I started looking around and saw this was a problem with a lot of my books. Delivery charges were upwards of 30 cents. Below is a screenshot from KDP of one of my box sets. It’s about 120,000 words, so it’s twice the size of most of my books, but it’s not an encyclopedia. As you can see, Amazon was taking almost a full dollar for delivering a 6.5 MB file.
I’d been using Kindle Create to format my mobi’s. Kindle Create has an option to insert an image at the start of each chapter—automatically cropped for optimal display on various devices—and I’d been taking advantage of that option, making my mobi’s fancy. I also use scene separator images and have high-res copies of covers for other books in my backmatter. All those images were making a bloated file.
I quickly pulled the chapter start images out of the books I’d formatted using Kindle Create and re-uploaded the docs. It was a shame to not have such pretty books, but I’m not giving away a third of my profit in delivery charges.
Then I did some more research, and you know what I discovered ? It wasn’t the images that were making my files so big. It was Kindle Create itself. Here’s the same book formatted with Kindle Create but without chapter start images. Still 2.22 MB and $0.33 for delivery.
Now here’s the same book WITH all the original images but uploaded in .docx format. Exact same book as the one in the first screenshot but 1.1 MB compared to 6.5 MB and $0.17 compared to $0.98. It’s cheaper to include the images in a Word version than exclude them in a Kindle Create version.
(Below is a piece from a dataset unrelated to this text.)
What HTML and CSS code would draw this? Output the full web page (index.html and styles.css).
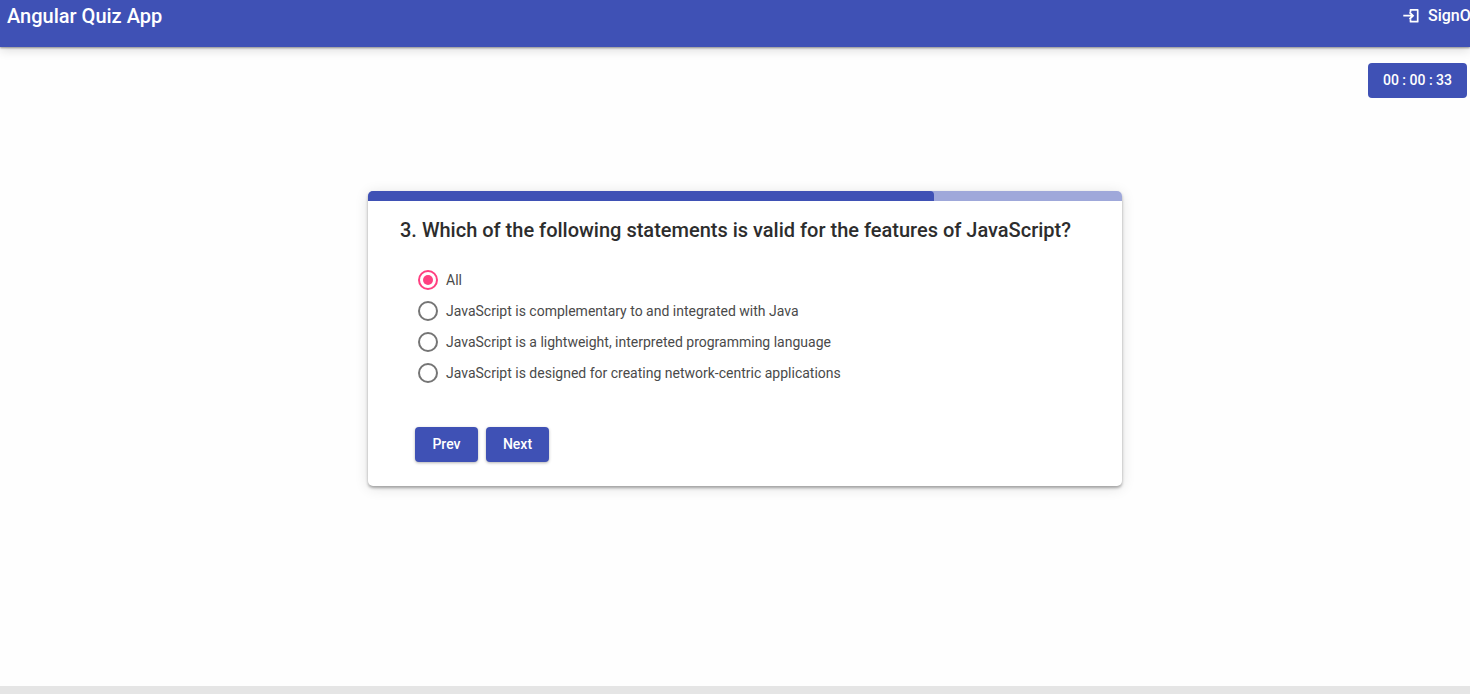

No doubt, I could cut the delivery cost down even further by using lower resolution images or eliminating them altogether, but that’s a box set priced at $5.99 so I don’t mind spending a little more (not a dollar more!) to deliver a nice product.
I’d been using Kindle Create because I’d naively assumed it would produce a product optimized for Amazon, but the sad truth is that Amazon has no incentive to make streamlined files because any bloat they cause generates profit—for them! Luckily, there’s no need to use Kindle Create. I can do all the formatting I need to right in Word. It actually saves a step and reduces the number of versions I need to keep around.
So please, if you’re using Kindle Create, check your delivery costs, and if you’re not sure how to make a mobi without Kindle Create, here’s a blog post I wrote before I mistakenly switched over to Kindle Create. Simple eBook Formatting Using Word. How much should you be paying for delivery? A 65K doc without a lot of images should cost less than $0.10 to deliver. FYI, if e-tailers other than Amazon are charging us for delivery, they’re being less transparent about it, but that doesn’t meant it’s not happening.
Now I have to go reformat everything I’ve published in the last two years so I can include images without giving away my royalties.